Differential Geometry – Can a Topological Manifold Be Non-Connected with Different Dimension Components

Question

These are two definitions in page 48 of the book an introduction to manifolds by Loring Tu.

Definition 5.1. A topological space $M$ is locally Euclidean of dimension $n$ if every point $p$ in $M$ has a neighborhood $U$ such that there is a homeomorphism $\phi$ from $U$ onto an open subset of $\mathbb R^n$.

Definition 5.2. A topological manifold is a Hausdorff, second countable, locally Euclidean space. It is said to be of dimension $n$ if it is locally Euclidean of dimension $n$.

In the last lines of page 48, we reed,

Of course, if a topological manifold has several connected components, it is possible for each component to have a different dimension.

But this is a bit strange for me. If a topological manifold has several connected components and each component has different dimension, then how this manifold can be locally Euclidean space, say for example of dimension $n$? That is, by the above definition of topological manifolad, can a non-connected toplogical space be a topological manifold?

Answer 1

As written, the term "locally Euclidean" is in fact not even defined at all (only "locally Euclidean of dimension $n$" is defined). What it appears the author really intended is the following pair of definitions:

Definition 5.1'. A topological space $M$ is locally Euclidean of dimension $n$ at a point $p\in M$ if $p$ has a neighborhood $U$ such that there is a homeomorphism $\phi$ from $U$ onto an open subset of $\mathbb R^n$. A topological space $M$ is locally Euclidean if for each $p\in M$, there exists $n$ such that $M$ is locally Euclidean of dimension $n$ at $p$.

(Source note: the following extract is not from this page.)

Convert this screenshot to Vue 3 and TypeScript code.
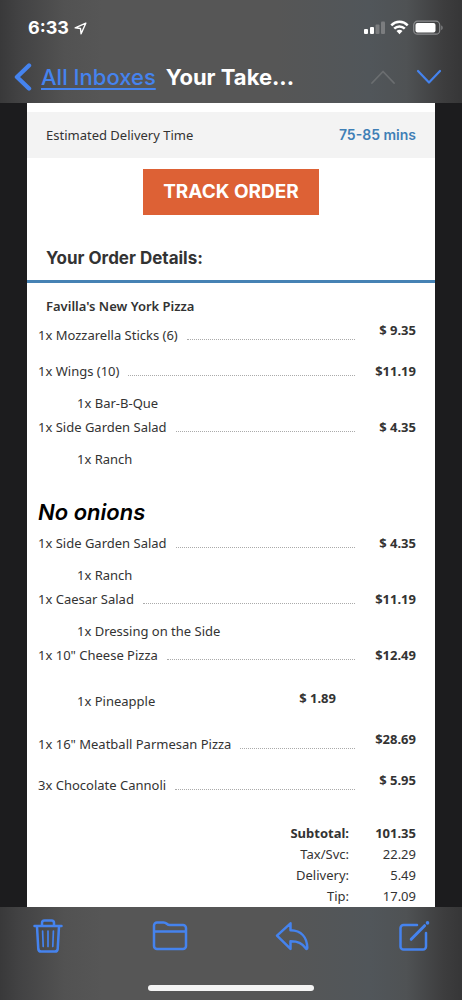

Definition 5.2'. A topological manifold is a Hausdorff, second countable, locally Euclidean space. It is said to be of dimension $n$ if it is locally Euclidean of dimension $n$ at every point.

I would add, however, that this definition is not very standard. Most people define manifolds such that they must have the same dimension at every point, even if they are disconnected.